Anyone who has personally experienced breast cancer or knows someone who has experienced this disease is fully aware that a woman’s quality of life is deeply impacted by treatment. This often includes a prolonged period of being unable to work, or an inability to return to work following the completion of her treatment. The toll of the combination of financial, physical, emotional and psychological crises is often depression, with resulting fatigue and overwhelming anxiety, which if not addressed and managed, frequently results in poor adherence to treatment or maintenance protocols. Often a woman’s entire social network is affected as friends pull away, coworkers disappear, and family members wrestle with a sense of helplessness. She may become withdrawn and anti-social; she may struggle against a sense of dependency or burden; and issues around sexuality are common. None of this is conducive to healing, no matter what her doctors say about how her physical body is responding.

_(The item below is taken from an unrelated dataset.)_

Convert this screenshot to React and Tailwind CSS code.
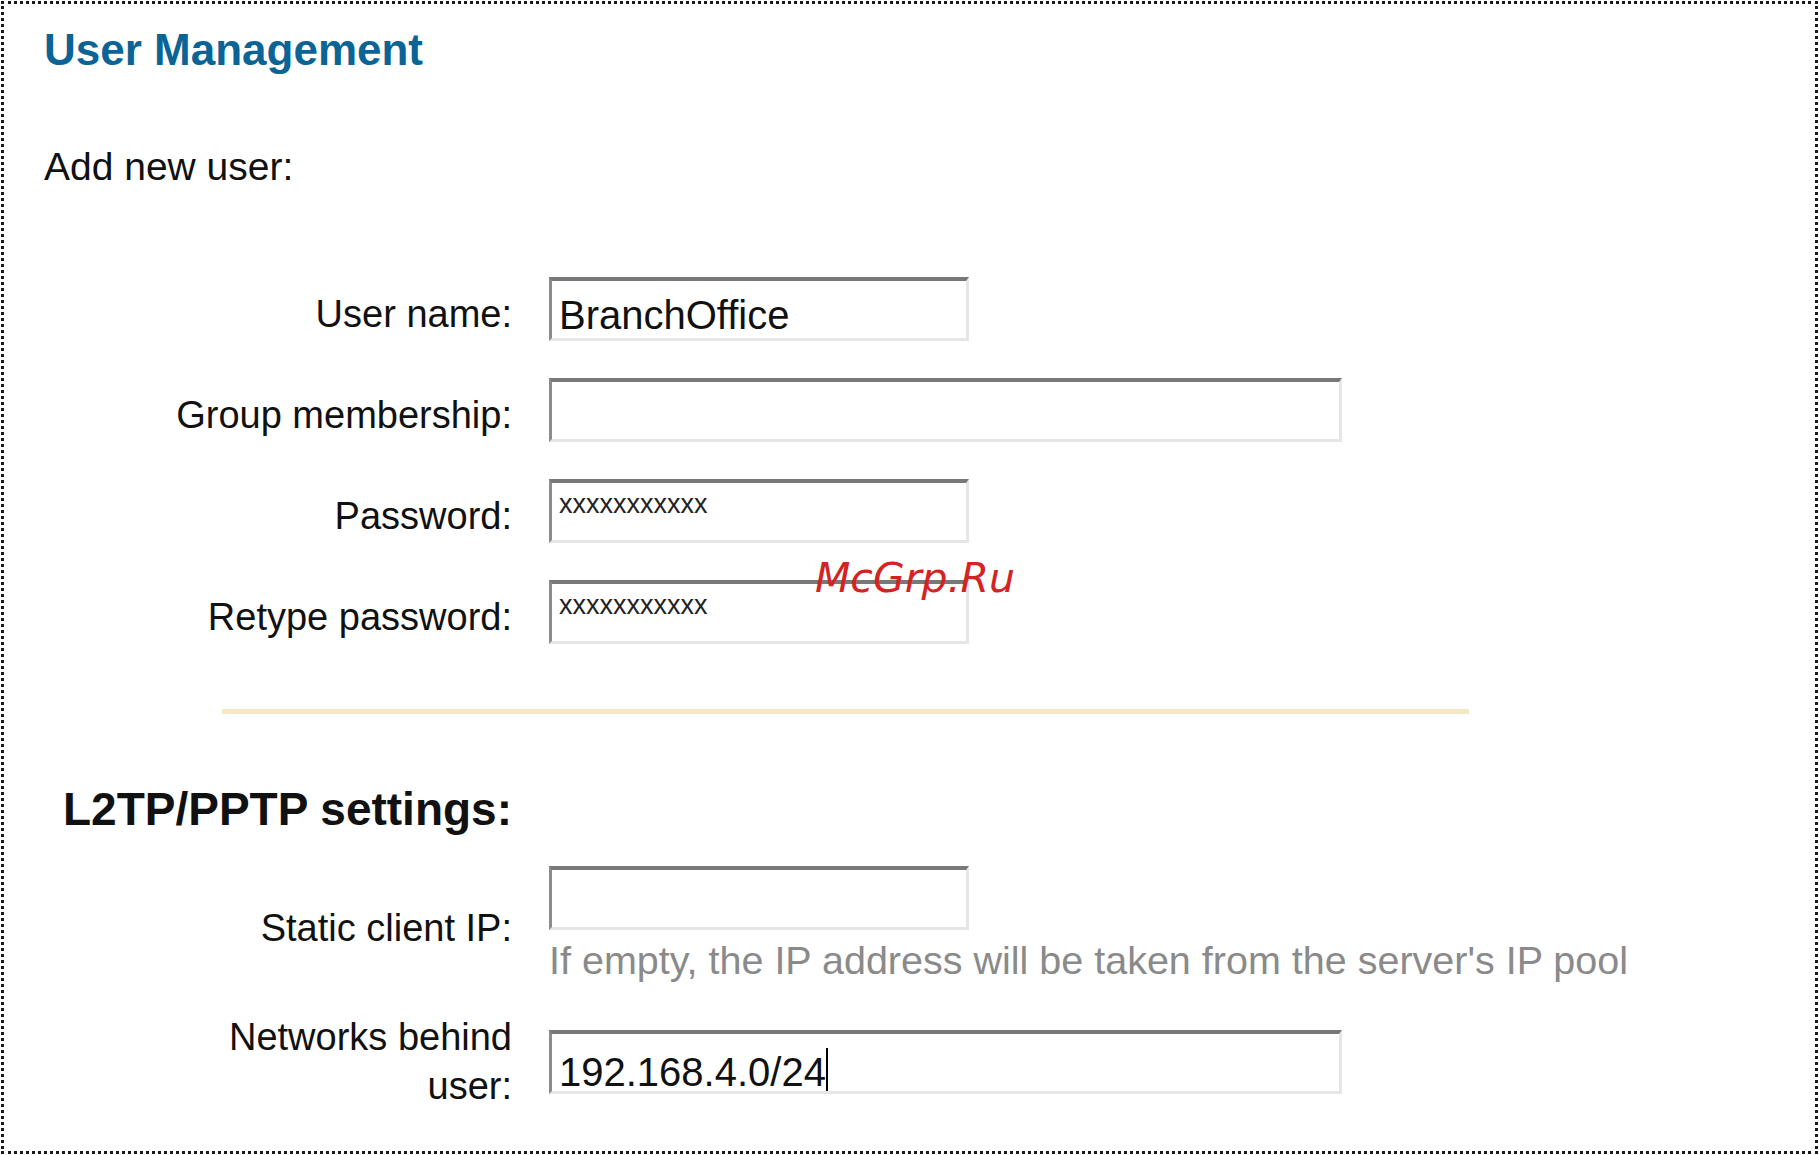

A breast cancer diagnosis can produce anxiety and symptoms of acute adjustment disorders, but the support needs of breast cancer patients can be satisfied through a diverse range of techniques. The latest research makes clear the benefits of non-pharmaceutical interventions. Yoga, massage, visualization techniques, art and music therapies, cognitive behavioral therapy, and mindfulness-based stress reduction improve both emotional states and endocrine-related symptoms, and aerobic exercise reduces fatigue. These were once relegated to alternative or “fringe” modalities, but data now points to the benefits of including them in an integrative treatment protocol.
For some women, a breast cancer diagnosis is no longer the death sentence it once was – women are living longer. At SABCS I found some deeply passionate and committed doctors who presented promising data on treatment for triple negative breast cancer; on the use of bisphosphonates to reduce the risk of metastases in post-menopausal women; and on ways of preventing over-treatment. But I also heard their frustrations at being committed to important work while struggling in a broken healthcare system. This system has also failed to recognize a patient as a whole person whose healing needs are taking place on every level that is impacted by this disease, not just the site of the tumor.
Dr. Fallowfield envisions a future in which a patient enters a clinic, has her tests done, and then completes a quality-of-life survey and symptom checklist. Such information would enable her physician to prescribe and refer her to the supportive services that may actually promote an integrated and complete healing. Such a patient-centered treatment plan will address not only the disease of breast cancer, but the psychosocial healing and well-being of the whole person. I for one am excited to see such a much-needed practice become a reality.
I feel a sense of renewed urgency after attending SABCS that comes from knowing more about the private side of this disease, and wanting patients to have every opportunity to live as fully as possible with minimal permanent impact from treatment. It’s extremely helpful to me to know there are some really good people out there, doing really good work with this end also in mind.